Dagestan, like Chechnya and Ossetia, is part of the southern Caucasus, which czarism was at that time engaged in conquering and disciplining. (This was the Russian end of the "Great Game" that Kipling later described as extending all the way to the North-West Frontier Province of India and Afghanistan.) Lermontov served twice in the Caucasus as a cavalryman, both times as punishment. On the first occasion he had offended the authorities by writing a poem implying that Pushkin's death, in a duel in 1837, had been orchestrated by the czar's regime. On the second occasion he was in trouble for fighting a duel himself, with the son of the French ambassador to St. Petersburg. In 1841 he fought another duel, with a brother officer in the Caucasus, not far from the spot where Pechorin fights his duel in A Hero of Our Time, and was killed instantly. This obsession with single combat and possible self-immolation is admitted by Nabokov to be poignant because, as he bluntly put it, "the poet's dream came true." Well, then: we should by all means be as much aware of the surrounding conditions as he was.
Lermontov, like Byron, was of partly Scottish origin, being descended from a seventeenth-century mercenary named George Learmont. (Pushkin himself was of part-Ethiopian descent, so multiculturalism and multi-ethnicity had their role to play in the evolution of Russian letters; but Sir Walter Scott was also a kind of gold standard in those days, and his Old Mortality, of all novels, is respectfully mentioned as the book that Pechorin reads on the night before the duel.) Lermontov recurs to Byron with attention throughout A Hero of Our Time. Pechorin's close friend, Werner the physician, is described as having "one leg shorter than the other, like Byron." His chief female target, Princess Mary, is described admiringly as one "who's read Byron in English and knows algebra." (Most Russians of the period would have read Byron in French.) In a moody moment Pechorin reflects, "How many people, beginning their lives, think they'll end them like Alexander the Great or Lord Byron, but then remain titular councillors an entire lifetime?" He speaks appreciatively of a poem titled "The Vampyre," which was then believed to be Byron's work.

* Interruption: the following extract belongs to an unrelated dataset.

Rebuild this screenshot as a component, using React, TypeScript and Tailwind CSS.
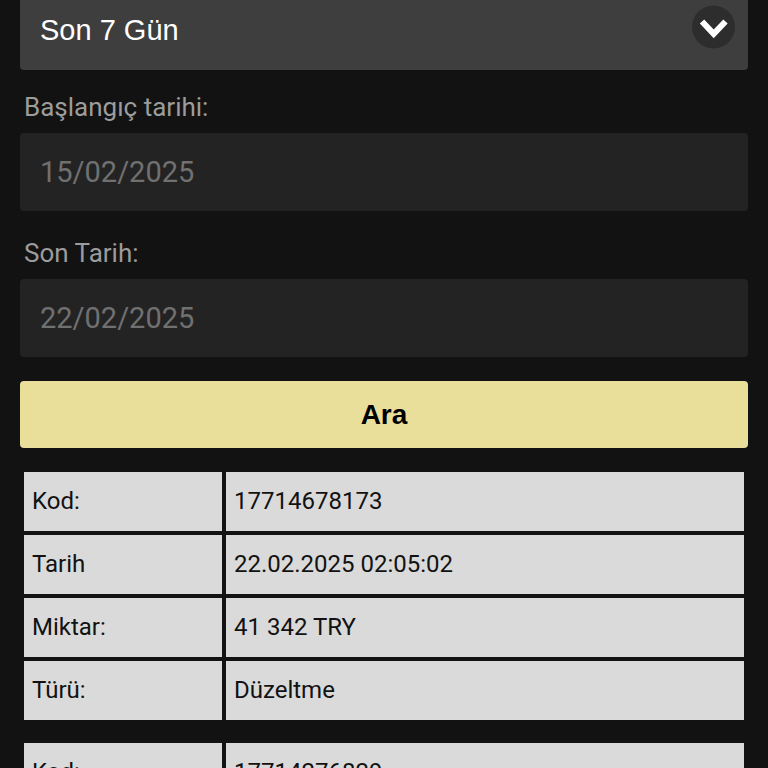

It is when we move from the Byronic to the ironic that difficulties arise. The publication of the novel, in 1840, aroused a pitch of criticism that was based on the very title itself. How could such a louche, amoral young man as Pechorin be presented as a hero? In a languid preface to the second edition Lermontov commented, "Our public is still so young and ingenuous that it does not understand a fable if it does not find a moral at the end of it. It does not get a joke, does not sense an irony; it is simply badly brought up." But where is the irony of the title to be discovered? Once again it is necessary to be daring enough to disagree with Nabokov. Quite plainly, Pechorin is not presented as a "hero" of any kind. Even when described by others who admire him, such as the staunch old soldier Maxim Maximych (one of a series of diminishingly reliable narrators), he appears affectless and irresponsible even if charismatic. To himself, he is bored and detached on the outside and moved by nameless discontents within. To the objective reader, if such there be, he seems callous and occasionally sadistic. At the very end of the last story he demonstrates a bit of initiative and élan in subduing a homicidal Cossack; but in the wider war to repress the natives of the Caucasus he does mainly as he is told. If this is Byronic at all, it is of the Byron of The Corsair: a consummate egotist. Not a hint of idealism or principle is permitted to occur—or not ostensibly, at any rate.